Two Criticisms of Political Liberalism
I want to level two related criticisms at the idea of political liberalism itself. In the first place, while Rawls is correct to think that those who hold incompatible comprehensive doctrines can live together in peace only through political agreement, he errs to think that a philosophy based on an overlapping consensus is the only or the soundest source of such agreement. To try to substitute philosophy for politics is apt to confuse the one for the other, either substituting a political program for the philosophic quest – while perhaps not acknowledging that one has done so – or by imposing philosophic censorship on real political debate.
Is it not a corollary, then, that the road to misery comes from their enervation and reduction?
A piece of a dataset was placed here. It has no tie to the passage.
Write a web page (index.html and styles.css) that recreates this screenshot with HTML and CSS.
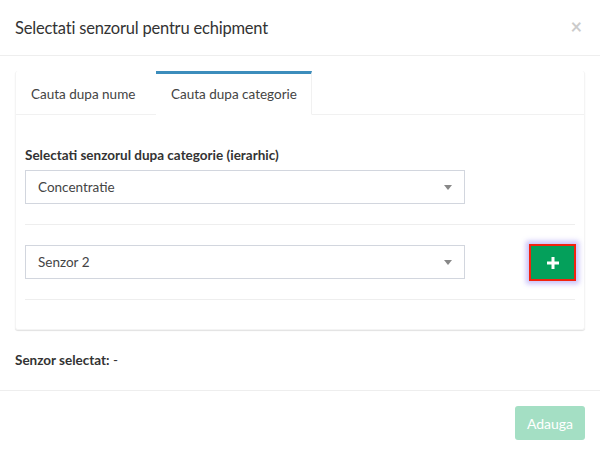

And cannot most offenses against public morals, precisely because they are self-destructive, be shown to be one or the other of these?
Afterward
Jack Nowlin, professor of constitutional law at the University of Mississippi, responded for about fifteen minutes to Stoner’s talk. Nowlin’s response was followed by a question-and-answer session that included discussion about liberalism, Rawls’s conception of sin, where George falls on the philosophical spectrum related to Rawls, and more.